Reconstruction was the process of rebuilding the destroyed South, assimilating black people into society, and trying to unify the Nation. Reconstruction was led under President Andrew Johnson. During the period Johnson pardoned all white Southerners that took an oath under the union. He allowed Southerners to rebuild their own governments. This resulted in many of the same people that disagreed with black freedom holding positions of power. The South's formation made it easy for white people to limit black people in the workplace, with owning land, and with political participation. Some progression was still made in this time period largely due to the presence of radical republicans that fought for black rights through the Reconstruction Act. The 14th Amendment stated that people born in the United States would be granted citizenship and have equal protection under law and was passed in 1868. The 15th Amendment was also passed which granted all men, regardless of race, the right to vote in 1870. Reconstruction ended in 1877.

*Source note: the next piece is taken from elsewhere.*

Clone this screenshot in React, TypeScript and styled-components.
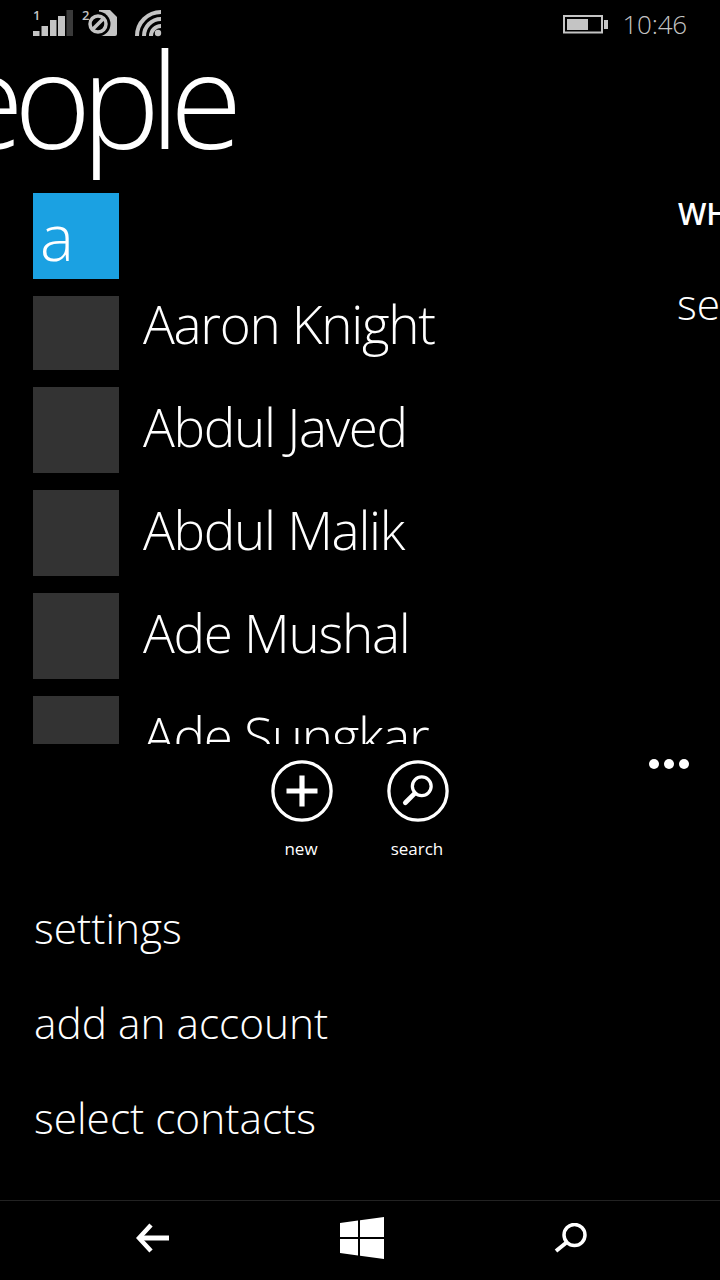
import React from "react"
import styled, { createGlobalStyle } from "styled-components"

const contacts = ["Aaron Knight", "Abdul Javed", "Abdul Malik", "Ade Mushal", "Ade Sungkar"]
const menu = ["settings", "add an account", "select contacts"]

const GlobalStyle = createGlobalStyle`
  html, body {
    margin: 0;
    background: #000;
  }
  body {
    font-family: "Open Sans", "Liberation Sans", sans-serif;
    color: #fff;
  }
`

const Screen = styled.div`
  width: 720px;
  height: 1280px;
  background: #000;
  overflow: hidden;
  display: flex;
  flex-direction: column;
`

const StatusBar = styled.div`
  height: 46px;
  flex: none;
  display: flex;
  align-items: flex-start;
  padding: 8px 33px 0 33px;
  box-sizing: border-box;
  color: #c4c4c4;
`

const StatusIcons = styled.div`
  display: flex;
  align-items: flex-start;
  gap: 7px;
`

const SimSlot = styled.div`
  position: relative;
  height: 30px;
`

const SlotNumber = styled.span`
  position: absolute;
  top: 1px;
  left: 0;
  font-size: 13px;
  font-weight: 600;
  line-height: 12px;
`

const StatusRight = styled.div`
  margin-left: auto;
  display: flex;
  align-items: flex-start;
  gap: 14px;
  height: 32px;
`

const Clock = styled.span`
  font-size: 26px;
  font-weight: 300;
  line-height: 32px;
  letter-spacing: -0.2px;
`

const Hub = styled.div`
  height: 698px;
  flex: none;
  overflow: hidden;
  display: flex;
  flex-direction: column;
`

const Title = styled.h1`
  margin: 0 0 0 -117px;
  height: 147px;
  flex: none;
  font-size: 132px;
  font-weight: 300;
  line-height: 104px;
  letter-spacing: -10px;
  white-space: nowrap;
`

const Panels = styled.div`
  display: flex;
  flex: 1;
  min-height: 0;
`

const ContactList = styled.div`
  width: 678px;
  flex: none;
  padding-left: 33px;
  box-sizing: border-box;
`

const GroupTile = styled.div`
  width: 86px;
  height: 86px;
  background: #1ba1e2;
  font-size: 64px;
  font-weight: 300;
  line-height: 88px;
  padding-left: 7px;
  box-sizing: border-box;
  margin-bottom: 17px;
`

const ContactRow = styled.div<{ $first?: boolean }>`
  display: flex;
  align-items: flex-start;
  gap: 24px;
  height: ${p => (p.$first ? "74px" : "86px")};
  margin-bottom: 17px;
`

const Avatar = styled.div`
  width: 86px;
  height: 100%;
  flex: none;
  background: #333;
`

const ContactName = styled.span<{ $first?: boolean }>`
  font-size: 53px;
  font-weight: 300;
  line-height: 70px;
  letter-spacing: -1.3px;
  margin-top: ${p => (p.$first ? "-7px" : "5px")};
  white-space: nowrap;
`

const SidePanel = styled.div`
  white-space: nowrap;
`

const SideHeading = styled.div`
  font-size: 30px;
  font-weight: 600;
  line-height: 42px;
`

const SideLink = styled.div`
  font-size: 42.5px;
  font-weight: 300;
  line-height: 54px;
  margin-top: 42px;
  margin-left: -1px;
`

const AppBar = styled.div`
  height: 456px;
  flex: none;
  display: flex;
  flex-direction: column;
  position: relative;
`

const Dots = styled.div`
  position: absolute;
  top: 15px;
  right: 31px;
  display: flex;
  gap: 5px;
  span {
    width: 10px;
    height: 10px;
    border-radius: 50%;
    background: #fff;
  }
`

const ActionRow = styled.div`
  display: flex;
  justify-content: center;
  gap: 36px;
  padding-top: 16px;
  height: 117px;
  box-sizing: border-box;
  flex: none;
`

const Action = styled.div`
  width: 80px;
  display: flex;
  flex-direction: column;
  align-items: center;
`

const ActionLabel = styled.span`
  font-size: 17px;
  line-height: 24px;
  margin-top: 15px;
  margin-left: -2px;
`

const Menu = styled.div`
  padding-left: 34px;
  margin-top: 40px;
`

const MenuItem = styled.div`
  font-size: 42.4px;
  font-weight: 300;
  line-height: 54px;
  margin-bottom: 41px;
`

const NavBar = styled.div`
  height: 80px;
  flex: none;
  border-top: 1px solid #222;
  box-sizing: border-box;
  display: flex;
  align-items: center;
  justify-content: space-between;
  padding: 0 132px 5px 136px;
`

const SignalIcon = () => (
  <svg width="42" height="30" viewBox="0 0 42 30" fill="#c4c4c4">
    <rect x="0" y="23" width="6.500" height="5" />
    <rect x="8.500" y="18" width="6.500" height="10" />
    <rect x="17" y="12" width="6.500" height="16" />
    <rect x="25" y="8" width="7" height="20" />
    <rect x="33.500" y="2" width="6.500" height="26" fill="#3a3a3a" />
  </svg>
)

const SimIcon = () => (
  <svg width="46" height="30" viewBox="0 0 46 30">
    <path d="M17 2h11l7 7v17a2 2 0 0 1-2 2H17z" fill="#c4c4c4" />
    <circle cx="16" cy="16" r="12.500" fill="#000" />
    <circle cx="16" cy="16" r="8" fill="none" stroke="#c4c4c4" strokeWidth="3.500" />
    <path d="M11 21L21 11" stroke="#c4c4c4" strokeWidth="3.500" />
  </svg>
)

const WifiIcon = () => (
  <svg width="27" height="30" viewBox="0 0 27 30" fill="none" stroke="#c4c4c4" strokeWidth="4">
    <path d="M2 28A24 24 0 0 1 26 4" />
    <path d="M9 28A17 17 0 0 1 26 11" />
    <path d="M16 28A10 10 0 0 1 26 18" />
    <circle cx="23" cy="25" r="3.200" fill="#c4c4c4" stroke="none" />
  </svg>
)

const BatteryIcon = () => (
  <svg width="45" height="26" viewBox="0 0 45 26">
    <rect x="1" y="8" width="38" height="16.500" fill="none" stroke="#c4c4c4" strokeWidth="2" />
    <rect x="4" y="11" width="21" height="11" fill="#c4c4c4" />
    <rect x="41" y="12" width="4" height="9" fill="#c4c4c4" />
  </svg>
)

const PlusCircle = () => (
  <svg width="66" height="66" viewBox="0 0 66 66" fill="none" stroke="#fff">
    <circle cx="33" cy="33" r="31" strokeWidth="3.500" />
    <path d="M16.500 33h33M33 16.500v33" strokeWidth="5.500" />
  </svg>
)

const SearchCircle = () => (
  <svg width="66" height="66" viewBox="0 0 66 66" fill="none" stroke="#fff">
    <circle cx="33" cy="33" r="31" strokeWidth="3.500" />
    <circle cx="37" cy="28" r="10" strokeWidth="3.500" />
    <path d="M29.500 35.500L19.500 45.500" strokeWidth="5" strokeLinecap="round" />
  </svg>
)

const BackIcon = () => (
  <svg width="34" height="30" viewBox="0 0 34 30" fill="none" stroke="#fff" strokeWidth="5">
    <path d="M33 15H3" />
    <path d="M15 2L3 15l12 13" strokeWidth="4.500" />
  </svg>
)

const WindowsIcon = () => (
  <svg width="44" height="42" viewBox="0 0 44 42" fill="#fff">
    <path d="M0 6l18-2.500V20H0z" />
    <path d="M20 3.200L44 0v20H20z" />
    <path d="M0 22h18v16.500L0 36z" />
    <path d="M20 22h24v20l-24-3.200z" />
  </svg>
)

const SearchIcon = () => (
  <svg width="34" height="30" viewBox="0 0 34 30" fill="none" stroke="#fff">
    <circle cx="20.500" cy="12" r="10.500" strokeWidth="3.500" />
    <path d="M12.500 19.500L2 28" strokeWidth="4" />
  </svg>
)

const App = () => (
  <Screen>
    <GlobalStyle />
    <StatusBar>
      <StatusIcons>
        <SimSlot>
          <SignalIcon />
          <SlotNumber>1</SlotNumber>
        </SimSlot>
        <SimSlot>
          <SimIcon />
          <SlotNumber>2</SlotNumber>
        </SimSlot>
        <WifiIcon />
      </StatusIcons>
      <StatusRight>
        <BatteryIcon />
        <Clock>10:46</Clock>
      </StatusRight>
    </StatusBar>
    <Hub>
      <Title>people</Title>
      <Panels>
        <ContactList>
          <GroupTile>a</GroupTile>
          {contacts.map((name, i) => (
            <ContactRow key={name} $first={i === 0}>
              <Avatar />
              <ContactName $first={i === 0}>{name}</ContactName>
            </ContactRow>
          ))}
        </ContactList>
        <SidePanel>
          <SideHeading>WHAT'S NEW</SideHeading>
          <SideLink>set up</SideLink>
        </SidePanel>
      </Panels>
    </Hub>
    <AppBar>
      <Dots>
        <span />
        <span />
        <span />
      </Dots>
      <ActionRow>
        <Action>
          <PlusCircle />
          <ActionLabel>new</ActionLabel>
        </Action>
        <Action>
          <SearchCircle />
          <ActionLabel>search</ActionLabel>
        </Action>
      </ActionRow>
      <Menu>
        {menu.map(item => (
          <MenuItem key={item}>{item}</MenuItem>
        ))}
      </Menu>
    </AppBar>
    <NavBar>
      <BackIcon />
      <WindowsIcon />
      <SearchIcon />
    </NavBar>
  </Screen>
)

export default App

The Post-Reconstruction period is thought of as 1877-1900. Jim Crow laws were immediately introduced to the South after Reconstruction to support the separation of black and white people. Segregation was the process of establishing separate but equal which permitted separate but equal facilities for black and white people as long as they were equal. Segregation took form in schools, restaurants, trains, bathrooms, movie theaters, water fountains and a plethora of other places. How this worked was there would be a school for white children in a city as long as a school for black people. If there wasn't a facility that was for your skin color, then the facility was not available for the individual to use. Often times the black facility was subpar compared to the white facility because black people were considered inferior by their white counterparts.

Segregation was challenged when a man named Homer Plessy questioned the limitations of the 14th Amendment. Plessy was an octoon man that could easily pass as being all white. After refusing to be transferred to a train car reserved for colored people, Plessy was arrested. He didn't believe that the separation of black and white people was fair being as though black people specifically had worse treatment. His case was against the train company in Louisiana that abided to the state's law requiring separate railroad cars for both blacks and whites. Plessy appealed to the state supreme court on the grounds that the issue violated the 13th and 14th Amendments. However in a 7-1 decision the court affirmed the Louisiana legislature. With that ruling, the Supreme Court established the legal separation of the races.

Segregation remained legal in the United States until ultimately being overturned by the Supreme Court Ruling: Brown vs. Board of Education. The unanimous decision affirmed that separate was inherently unequal and began the slow process of integration.

Works Cited

Foner, Eric. Give Me Liberty! : an American History. New York :W.W. Norton & Company, 2014. Print.

US History Since 1877, Lecture, Dr. Reed. 8/30/18-9/13/18.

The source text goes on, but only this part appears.